### EXCERPTED RECORDS
——————

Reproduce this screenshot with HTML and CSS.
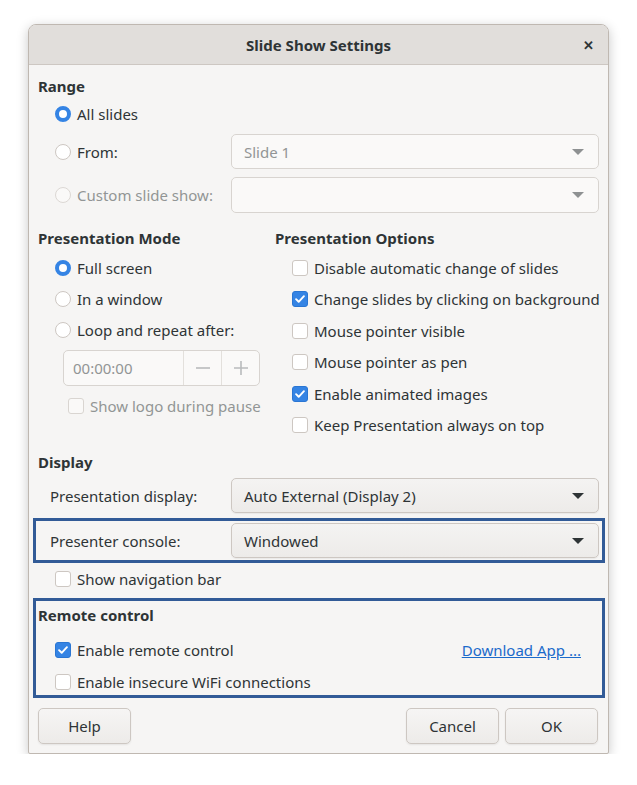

——————

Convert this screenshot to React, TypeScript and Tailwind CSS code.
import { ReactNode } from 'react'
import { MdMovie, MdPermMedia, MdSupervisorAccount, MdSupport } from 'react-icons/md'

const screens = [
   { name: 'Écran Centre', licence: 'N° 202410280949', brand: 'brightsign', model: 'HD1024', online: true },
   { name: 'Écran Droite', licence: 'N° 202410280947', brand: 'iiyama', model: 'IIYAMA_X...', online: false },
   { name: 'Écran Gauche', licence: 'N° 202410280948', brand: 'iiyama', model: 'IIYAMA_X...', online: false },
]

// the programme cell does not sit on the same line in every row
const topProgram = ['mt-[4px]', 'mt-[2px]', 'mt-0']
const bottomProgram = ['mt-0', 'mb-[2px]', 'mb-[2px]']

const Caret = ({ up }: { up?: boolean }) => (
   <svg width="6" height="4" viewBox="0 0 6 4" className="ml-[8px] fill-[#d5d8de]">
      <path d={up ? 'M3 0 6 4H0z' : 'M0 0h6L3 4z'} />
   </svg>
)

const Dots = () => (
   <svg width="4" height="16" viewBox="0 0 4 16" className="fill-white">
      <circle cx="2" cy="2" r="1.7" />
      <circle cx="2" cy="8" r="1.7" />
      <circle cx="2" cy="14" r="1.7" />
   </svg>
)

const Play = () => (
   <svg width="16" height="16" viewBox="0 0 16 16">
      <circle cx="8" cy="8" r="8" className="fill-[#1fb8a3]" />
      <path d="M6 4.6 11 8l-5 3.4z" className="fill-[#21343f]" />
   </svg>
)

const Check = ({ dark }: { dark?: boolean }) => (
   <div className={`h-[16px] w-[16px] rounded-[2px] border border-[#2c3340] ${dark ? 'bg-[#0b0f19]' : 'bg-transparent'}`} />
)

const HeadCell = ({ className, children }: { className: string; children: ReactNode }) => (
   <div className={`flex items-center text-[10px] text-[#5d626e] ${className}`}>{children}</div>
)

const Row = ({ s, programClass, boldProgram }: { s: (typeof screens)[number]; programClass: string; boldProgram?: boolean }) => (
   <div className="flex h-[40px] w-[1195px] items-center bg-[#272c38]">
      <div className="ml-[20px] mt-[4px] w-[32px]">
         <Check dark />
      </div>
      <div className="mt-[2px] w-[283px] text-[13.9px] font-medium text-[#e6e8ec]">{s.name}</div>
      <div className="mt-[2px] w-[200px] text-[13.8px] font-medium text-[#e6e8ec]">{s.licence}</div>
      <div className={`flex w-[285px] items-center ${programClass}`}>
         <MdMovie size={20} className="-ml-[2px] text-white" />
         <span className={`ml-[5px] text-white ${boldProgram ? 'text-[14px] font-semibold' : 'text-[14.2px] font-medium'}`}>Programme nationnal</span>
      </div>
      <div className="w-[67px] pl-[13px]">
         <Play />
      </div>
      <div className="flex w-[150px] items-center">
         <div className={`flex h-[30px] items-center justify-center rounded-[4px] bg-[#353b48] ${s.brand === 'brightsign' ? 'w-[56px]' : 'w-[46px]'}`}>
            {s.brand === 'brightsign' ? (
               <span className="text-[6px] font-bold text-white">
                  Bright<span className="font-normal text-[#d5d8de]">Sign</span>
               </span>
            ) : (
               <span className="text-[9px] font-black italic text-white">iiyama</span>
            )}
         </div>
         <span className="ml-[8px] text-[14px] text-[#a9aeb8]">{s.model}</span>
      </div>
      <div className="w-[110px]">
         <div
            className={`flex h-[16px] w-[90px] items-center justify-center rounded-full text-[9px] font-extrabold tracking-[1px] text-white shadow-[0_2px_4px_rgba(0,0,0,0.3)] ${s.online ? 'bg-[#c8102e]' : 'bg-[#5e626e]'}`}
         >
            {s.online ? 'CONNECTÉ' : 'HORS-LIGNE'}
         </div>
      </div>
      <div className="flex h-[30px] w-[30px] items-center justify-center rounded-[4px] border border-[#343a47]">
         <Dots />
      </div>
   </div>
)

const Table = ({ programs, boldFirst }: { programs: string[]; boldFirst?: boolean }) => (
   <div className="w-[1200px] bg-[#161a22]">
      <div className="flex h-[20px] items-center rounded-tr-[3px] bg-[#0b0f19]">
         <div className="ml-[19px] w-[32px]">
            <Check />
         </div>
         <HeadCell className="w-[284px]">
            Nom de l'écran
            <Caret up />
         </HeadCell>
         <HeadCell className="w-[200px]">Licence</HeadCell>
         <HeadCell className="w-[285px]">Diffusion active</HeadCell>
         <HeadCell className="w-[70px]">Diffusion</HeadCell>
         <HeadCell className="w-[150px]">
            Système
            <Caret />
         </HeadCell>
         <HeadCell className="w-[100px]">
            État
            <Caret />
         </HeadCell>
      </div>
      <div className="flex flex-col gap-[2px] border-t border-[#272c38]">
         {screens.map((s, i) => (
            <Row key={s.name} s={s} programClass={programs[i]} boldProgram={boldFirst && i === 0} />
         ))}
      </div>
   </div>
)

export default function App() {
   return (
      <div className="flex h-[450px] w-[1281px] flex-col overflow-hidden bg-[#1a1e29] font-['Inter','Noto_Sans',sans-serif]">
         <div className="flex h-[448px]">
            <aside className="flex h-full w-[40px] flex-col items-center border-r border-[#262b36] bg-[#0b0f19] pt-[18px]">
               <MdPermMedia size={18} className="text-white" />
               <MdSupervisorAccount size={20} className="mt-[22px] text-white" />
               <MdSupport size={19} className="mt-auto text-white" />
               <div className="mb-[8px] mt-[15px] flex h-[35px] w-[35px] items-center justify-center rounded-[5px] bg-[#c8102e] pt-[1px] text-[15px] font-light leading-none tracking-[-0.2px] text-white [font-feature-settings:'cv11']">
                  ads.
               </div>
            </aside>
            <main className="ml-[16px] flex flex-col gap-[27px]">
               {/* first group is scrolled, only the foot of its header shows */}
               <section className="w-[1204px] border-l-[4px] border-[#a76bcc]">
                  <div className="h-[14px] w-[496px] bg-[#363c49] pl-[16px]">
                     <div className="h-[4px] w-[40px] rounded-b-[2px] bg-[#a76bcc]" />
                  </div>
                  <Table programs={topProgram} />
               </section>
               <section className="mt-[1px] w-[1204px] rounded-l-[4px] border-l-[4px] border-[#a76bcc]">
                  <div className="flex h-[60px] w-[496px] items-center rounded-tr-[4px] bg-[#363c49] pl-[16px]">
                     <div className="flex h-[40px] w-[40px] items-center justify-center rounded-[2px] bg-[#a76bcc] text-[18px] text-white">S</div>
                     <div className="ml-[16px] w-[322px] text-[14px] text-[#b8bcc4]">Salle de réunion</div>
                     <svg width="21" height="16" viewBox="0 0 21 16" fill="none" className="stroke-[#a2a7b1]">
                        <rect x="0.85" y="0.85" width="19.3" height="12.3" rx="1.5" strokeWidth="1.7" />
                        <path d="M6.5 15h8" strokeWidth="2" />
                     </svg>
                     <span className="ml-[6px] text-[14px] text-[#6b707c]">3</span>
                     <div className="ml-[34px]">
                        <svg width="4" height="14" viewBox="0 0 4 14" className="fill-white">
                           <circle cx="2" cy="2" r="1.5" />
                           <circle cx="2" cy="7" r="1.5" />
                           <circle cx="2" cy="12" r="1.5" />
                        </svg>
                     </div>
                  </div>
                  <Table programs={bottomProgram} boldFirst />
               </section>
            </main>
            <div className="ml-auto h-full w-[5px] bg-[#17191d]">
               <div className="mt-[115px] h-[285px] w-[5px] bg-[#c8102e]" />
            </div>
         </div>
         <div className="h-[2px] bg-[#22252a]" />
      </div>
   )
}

——————

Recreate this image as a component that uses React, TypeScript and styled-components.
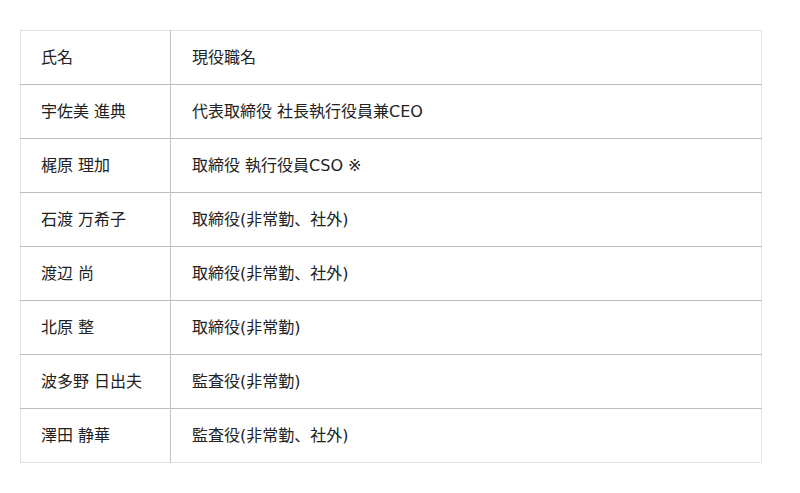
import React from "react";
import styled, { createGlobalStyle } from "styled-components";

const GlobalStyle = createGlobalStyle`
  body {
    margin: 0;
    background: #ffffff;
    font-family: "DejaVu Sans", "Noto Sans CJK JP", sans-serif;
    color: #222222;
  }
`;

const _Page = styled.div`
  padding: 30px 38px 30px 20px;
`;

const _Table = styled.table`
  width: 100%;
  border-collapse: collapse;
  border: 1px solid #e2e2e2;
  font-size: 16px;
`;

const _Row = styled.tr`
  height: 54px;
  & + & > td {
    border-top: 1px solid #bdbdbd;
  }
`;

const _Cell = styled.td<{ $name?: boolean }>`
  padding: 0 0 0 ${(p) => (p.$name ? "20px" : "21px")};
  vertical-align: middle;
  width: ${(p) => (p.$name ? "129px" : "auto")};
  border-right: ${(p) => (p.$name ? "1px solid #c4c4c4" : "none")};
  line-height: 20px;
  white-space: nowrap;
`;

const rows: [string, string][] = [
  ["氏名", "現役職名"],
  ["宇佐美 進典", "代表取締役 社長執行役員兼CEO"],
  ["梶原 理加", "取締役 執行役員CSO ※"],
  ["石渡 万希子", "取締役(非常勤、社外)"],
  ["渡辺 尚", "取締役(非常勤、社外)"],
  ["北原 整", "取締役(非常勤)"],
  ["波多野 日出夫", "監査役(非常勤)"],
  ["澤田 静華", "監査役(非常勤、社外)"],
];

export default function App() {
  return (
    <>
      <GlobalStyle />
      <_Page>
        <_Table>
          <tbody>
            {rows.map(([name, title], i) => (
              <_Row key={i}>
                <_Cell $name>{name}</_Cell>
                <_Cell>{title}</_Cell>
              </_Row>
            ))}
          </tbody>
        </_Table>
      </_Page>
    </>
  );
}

——————

### GOAL
Exactly reproduce the lines that run from the line bearing "Convert this screenshot" through the line bearing "const bottomProgram = ['mt-0', 'mb-[2px]', 'mb-[2px]']", with both end lines included.

### FINAL RESULT
Convert this screenshot to React, TypeScript and Tailwind CSS code.
import { ReactNode } from 'react'
import { MdMovie, MdPermMedia, MdSupervisorAccount, MdSupport } from 'react-icons/md'

const screens = [
   { name: 'Écran Centre', licence: 'N° 202410280949', brand: 'brightsign', model: 'HD1024', online: true },
   { name: 'Écran Droite', licence: 'N° 202410280947', brand: 'iiyama', model: 'IIYAMA_X...', online: false },
   { name: 'Écran Gauche', licence: 'N° 202410280948', brand: 'iiyama', model: 'IIYAMA_X...', online: false },
]

// the programme cell does not sit on the same line in every row
const topProgram = ['mt-[4px]', 'mt-[2px]', 'mt-0']
const bottomProgram = ['mt-0', 'mb-[2px]', 'mb-[2px]']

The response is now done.